WRITTEN REQUEST: Search the data for the word "What" and copy every line that contains it.

RECORDS:
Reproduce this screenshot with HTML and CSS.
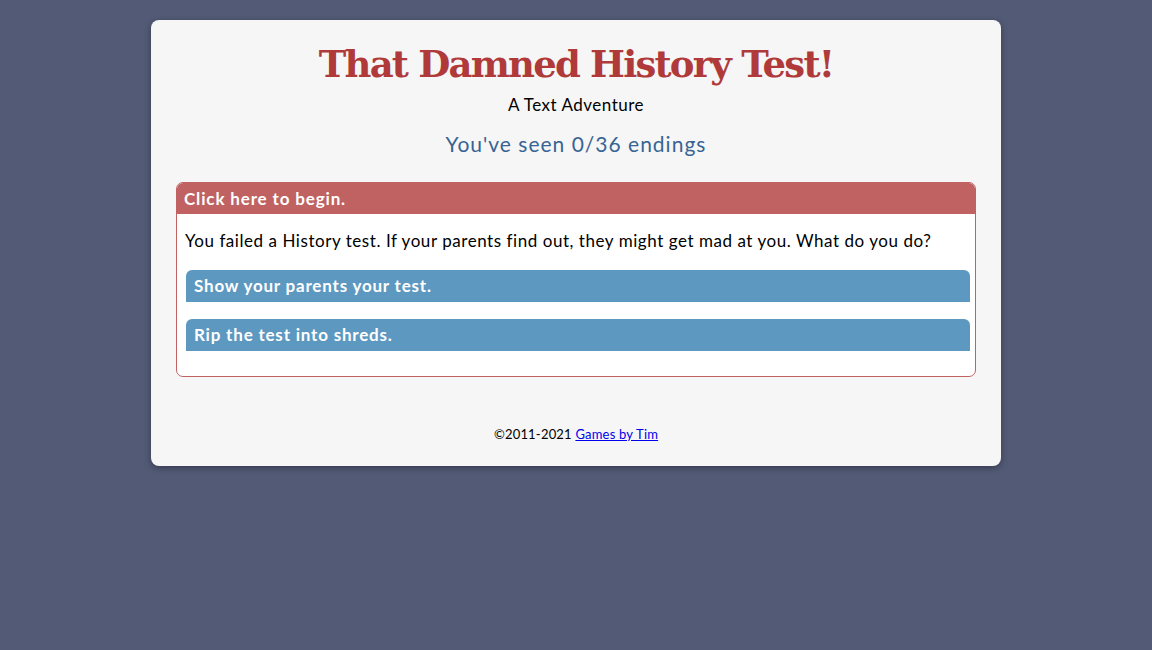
FILE: index.html
```html
<!DOCTYPE html>
<html>
<head>
<meta charset="utf-8">
<link rel="stylesheet" href="styles.css">
</head>
<body>
<div class="card">
  <h1 class="title">That Damned History Test!</h1>
  <div class="subtitle">A Text Adventure</div>
  <div class="endings">You've seen 0/36 endings</div>
  <div class="panel">
    <div class="panel-head">Click here to begin.</div>
    <div class="panel-body">
      <p class="story">You failed a History test. If your parents find out, they might get mad at you. What do you do?</p>
      <div class="choice">Show your parents your test.</div>
      <div class="choice">Rip the test into shreds.</div>
    </div>
  </div>
  <div class="footer">©2011-2021 <a href="#">Games by Tim</a></div>
</div>
</body>
</html>
```
FILE: styles.css
```css
html, body {
  margin: 0;
  padding: 0;
  background: #525a75;
  height: 100%;
}
body {
  font-family: "Lato", "Open Sans", sans-serif;
  padding-top: 20px;
}
.card {
  width: 850px;
  margin: 0 auto;
  background: #f6f6f6;
  border-radius: 8px;
  box-shadow: 0 2px 6px rgba(0,0,0,0.35);
  padding: 24px 25px 24px;
  box-sizing: border-box;
}
.title {
  margin: 0;
  text-align: center;
  font-family: "DejaVu Serif", serif;
  font-weight: bold;
  font-size: 37px;
  line-height: 40px;
  color: #b03a3a;
  letter-spacing: -1.8px;
}
.subtitle {
  text-align: center;
  font-size: 17px;
  line-height: 20px;
  margin-top: 11px;
  color: #000;
  letter-spacing: 0.5px;
}
.endings {
  text-align: center;
  font-size: 21px;
  line-height: 26px;
  margin-top: 16px;
  color: #376493;
  letter-spacing: 1px;
}
.panel {
  margin-top: 25px;
  border: 1px solid #c06262;
  border-radius: 7px;
  background: #fff;
  overflow: hidden;
}
.panel-head {
  background: #c06262;
  color: #fff;
  font-weight: bold;
  font-size: 17px;
  line-height: 31px;
  padding: 0 7px;
  letter-spacing: 0.85px;
}
.panel-body {
  padding: 0 5px 25px 9px;
}
.story {
  margin: 0;
  padding: 15px 0 18px 0;
  font-size: 17px;
  line-height: 23px;
  margin-left: -1px;
  color: #000;
  letter-spacing: 0.55px;
}
.choice {
  background: #5d98c0;
  color: #fff;
  font-weight: bold;
  font-size: 17px;
  line-height: 32px;
  padding: 0 8px;
  border-radius: 6px 6px 0 0;
  margin-bottom: 17px;
  letter-spacing: 0.8px;
}
.choice:last-child {
  margin-bottom: 0;
}
.footer {
  text-align: center;
  font-size: 13px;
  margin-top: 49px;
  line-height: 16px;
  color: #000;
  letter-spacing: 0.2px;
}
.footer a {
  color: #0000ee;
}
```
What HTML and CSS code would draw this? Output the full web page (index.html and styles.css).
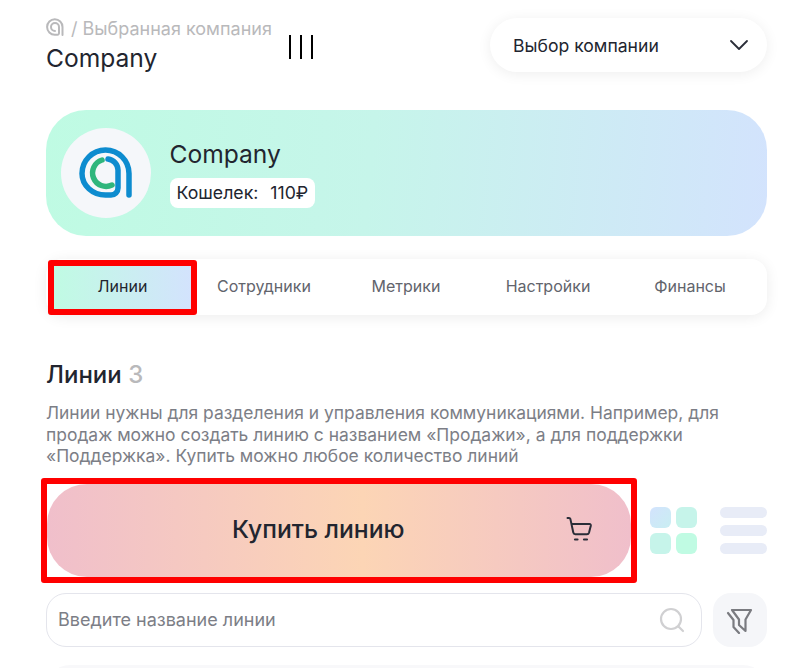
FILE: index.html
```html
<!DOCTYPE html>
<html lang="ru">
<head>
  <meta charset="UTF-8" />
  <meta name="viewport" content="width=device-width, initial-scale=1.0"/>
  <title>Company</title>
  <link rel="stylesheet" href="styles.css">
</head>
<body>

  <header class="top">
    <div class="top-left">
      <div class="crumbs">
        <svg class="crumb-logo" viewBox="0 0 18 18" fill="none" stroke="#b9b9bb" stroke-width="2" stroke-linecap="round">
          <path d="M16.500 17V9A7.700 7.700 0 1 0 8.800 16.700H11.500A1.500 1.500 0 0 0 13 15V9A4 4 0 1 0 9 13"/>
        </svg>
        <span>/ Выбранная компания</span>
      </div>
      <div class="top-title">Company</div>
    </div>
    <div class="burger"><i></i><i></i><i></i></div>
    <div class="company-select">
      <span>Выбор компании</span>
      <svg width="20" height="12" viewBox="0 0 20 12" fill="none" stroke="#2a2d38" stroke-width="1.800" stroke-linecap="round" stroke-linejoin="round">
        <path d="M2 2l8 8 8-8"/>
      </svg>
    </div>
  </header>

  <section class="hero">
    <div class="avatar">
      <svg width="90" height="90" viewBox="0 0 90 90" fill="none" stroke-width="5.500" stroke-linecap="round">
        <path stroke="#0d8ccf" d="M68 67V45.500A23.500 23.500 0 0 0 21 45.500A23.500 21.500 0 0 0 44.500 67H50A7 7 0 0 0 57 60V42A11.500 11.500 0 0 0 47 31"/>
        <path stroke="#2fb67c" d="M41 32A13.500 13.500 0 1 0 51 57"/>
      </svg>
    </div>
    <div class="hero-info">
      <div class="hero-name">Company</div>
      <div class="wallet"><span>Кошелек:</span><span>110₽</span></div>
    </div>
  </section>

  <nav class="tabs">
    <div class="tab-mark"><div class="tab tab-active">Линии</div></div>
    <div class="tab">Сотрудники</div>
    <div class="tab">Метрики</div>
    <div class="tab">Настройки</div>
    <div class="tab">Финансы</div>
  </nav>

  <h2 class="lines-title">Линии <span>3</span></h2>
  <p class="lines-text">Линии нужны для разделения и управления коммуникациями. Например, для продаж можно создать линию с названием «Продажи», а для поддержки «Поддержка». Купить можно любое количество линий</p>

  <div class="buy-row">
    <div class="buy-mark">
      <button class="buy-btn">
        <span>Купить линию</span>
        <svg class="cart" width="28" height="28" viewBox="0 0 28 28" fill="none" stroke="#2a2d38" stroke-width="2" stroke-linecap="round" stroke-linejoin="round">
          <path d="M1.500 3H3c.7 0 1.200.4 1.400 1.100L7.300 17.500c.2 1 1 1.700 2 1.700H21c1 0 1.700-.6 2-1.500L24.800 10.700c.2-1-.3-1.700-1.300-1.700H5.500"/>
          <path d="M9 24.500h2.500M18 24.500h3" stroke-width="2.200"/>
        </svg>
      </button>
    </div>
    <div class="view-grid"><i class="c1"></i><i class="c2"></i><i class="c2"></i><i class="c3"></i></div>
    <div class="view-list"><i></i><i></i><i></i></div>
  </div>

  <div class="search-row">
    <div class="search">
      <span>Введите название линии</span>
      <svg width="26" height="26" viewBox="0 0 26 26" fill="none" stroke="#d0d0d2" stroke-width="2.200" stroke-linecap="round">
        <circle cx="12" cy="12" r="10"/>
        <path d="M19.500 19.500l4.500 4.500"/>
      </svg>
    </div>
    <div class="filter">
      <svg width="28" height="28" viewBox="0 0 28 28" fill="none" stroke="#7a7b80" stroke-width="2.200" stroke-linejoin="round" stroke-linecap="round">
        <path d="M6 4H25L19.500 13.500V25L13 19V13.500Z"/>
        <path d="M2 7L7.500 14V21L13 27"/>
      </svg>
    </div>
  </div>

  <div class="line-card"></div>

</body>
</html>
```

FILE: styles.css
```css
html, body {
  height: 668px;
  overflow: hidden;
}
body {
  margin: 0;
  padding: 0 30px 0 46px;
  font-family: Inter, 'Noto Sans', sans-serif;
  color: #22252f;
  background-color: #fff;
}
.top {
  display: flex;
  align-items: flex-start;
  height: 110px;
}
.top-left {
  width: 243px;
  padding-top: 18px;
}
.crumbs {
  display: flex;
  align-items: center;
  gap: 7px;
  font-size: 18px;
  line-height: 21px;
  color: #b9b9bb;
}
.crumb-logo {
  width: 18px;
  height: 18px;
  margin-top: -3px;
}
.top-title {
  font-size: 24.600px;
  line-height: 30px;
  margin-top: 4px;
}
.burger {
  display: flex;
  gap: 9px;
  margin-top: 35px;
}
.burger i {
  width: 2px;
  height: 24px;
  background: #000;
}
.company-select {
  display: flex;
  align-items: center;
  justify-content: space-between;
  box-sizing: border-box;
  width: 277px;
  height: 54px;
  margin: 18px 0 0 auto;
  padding: 0 18px 0 23px;
  border-radius: 27px;
  background: #fff;
  box-shadow: 0 2px 14px rgba(0,0,0,0.07);
  font-size: 17.600px;
}
.hero {
  display: flex;
  align-items: center;
  gap: 18.500px;
  height: 126px;
  padding-left: 15px;
  border-radius: 40px;
  background: linear-gradient(95deg, #bffbe3 0%, #c6f5ea 45%, #d3e3fd 100%);
}
.avatar {
  width: 90px;
  height: 90px;
  border-radius: 50%;
  background: #f5f7fa;
}
.hero-info {
  padding-top: 1px;
}
.hero-name {
  font-size: 24.600px;
  line-height: 30px;
}
.wallet {
  display: inline-flex;
  gap: 12px;
  margin-top: 9px;
  padding: 0 7px;
  border-radius: 8px;
  background: #fff;
  font-size: 17.700px;
  line-height: 30px;
}
.tabs {
  display: flex;
  align-items: center;
  height: 56px;
  margin-top: 23px;
  padding: 0 6px 0 2px;
  border-radius: 16px;
  background: #fff;
  box-shadow: 0 2px 14px rgba(0,0,0,0.08);
}
.tab-mark {
  flex: none;
  border: 6px solid #f00;
  border-radius: 3px;
  margin: 1px -4px 0 0;
}
.tab {
  flex: 1;
  padding-bottom: 3px;
  text-align: center;
  font-size: 16px;
  line-height: 40px;
  color: #62646c;
}
.tab-active {
  width: 137px;
  color: #22252f;
  background: linear-gradient(90deg, #c0fbe3, #d3e3fd);
}
.lines-title {
  margin: 45px 0 0;
  font-size: 24px;
  font-weight: 500;
  line-height: 30px;
}
.lines-title span {
  color: #b9b9bb;
}
.lines-text {
  margin: 12px 0 0;
  font-size: 17.450px;
  line-height: 21.500px;
  color: #7c7e86;
}
.buy-row {
  display: flex;
  align-items: center;
  margin: 11px 0 0 -5px;
}
.buy-mark {
  border: 6px solid #f00;
  border-radius: 3px;
}
.buy-btn {
  display: flex;
  align-items: center;
  justify-content: space-between;
  box-sizing: border-box;
  width: 584px;
  height: 93px;
  padding: 0 37px 2px 185px;
  border: 0;
  border-radius: 40px;
  background: linear-gradient(90deg, #f0bfcb 0%, #fcd5b5 54%, #f0bfcb 100%);
  font-family: inherit;
  font-size: 24.700px;
  font-weight: 500;
  color: #22252f;
}
.view-grid {
  display: grid;
  grid-template-columns: 21px 21px;
  gap: 5px;
  margin-left: 13px;
}
.view-grid i {
  height: 21px;
  border-radius: 6px;
}
.view-grid .c1 { background: linear-gradient(135deg, #d3e3fd, #c9eef2); }
.view-grid .c2 { background: #c6f4ea; }
.view-grid .c3 { background: #c0fbe3; }
.view-list {
  display: flex;
  flex-direction: column;
  gap: 7px;
  width: 47px;
  margin-left: 23px;
}
.view-list i {
  height: 11px;
  border-radius: 6px;
  background: #e8ecf7;
}
.search-row {
  display: flex;
  gap: 11px;
  margin-top: 10px;
}
.search {
  flex: 1;
  display: flex;
  align-items: center;
  justify-content: space-between;
  box-sizing: border-box;
  height: 54px;
  padding: 0 16px 0 11px;
  border: 1px solid #e4e5ec;
  border-radius: 20px;
  font-size: 18px;
  color: #7c7e86;
}
.filter {
  display: flex;
  align-items: center;
  justify-content: center;
  width: 54px;
  height: 54px;
  border-radius: 18px;
  background: #f5f6f9;
}
.line-card {
  height: 120px;
  margin-top: 18px;
  border-radius: 24px;
  background: #f8f8fa;
}
```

RESPONSE TO THE EXERCISE:
      <p class="story">You failed a History test. If your parents find out, they might get mad at you. What do you do?</p>
What HTML and CSS code would draw this? Output the full web page (index.html and styles.css).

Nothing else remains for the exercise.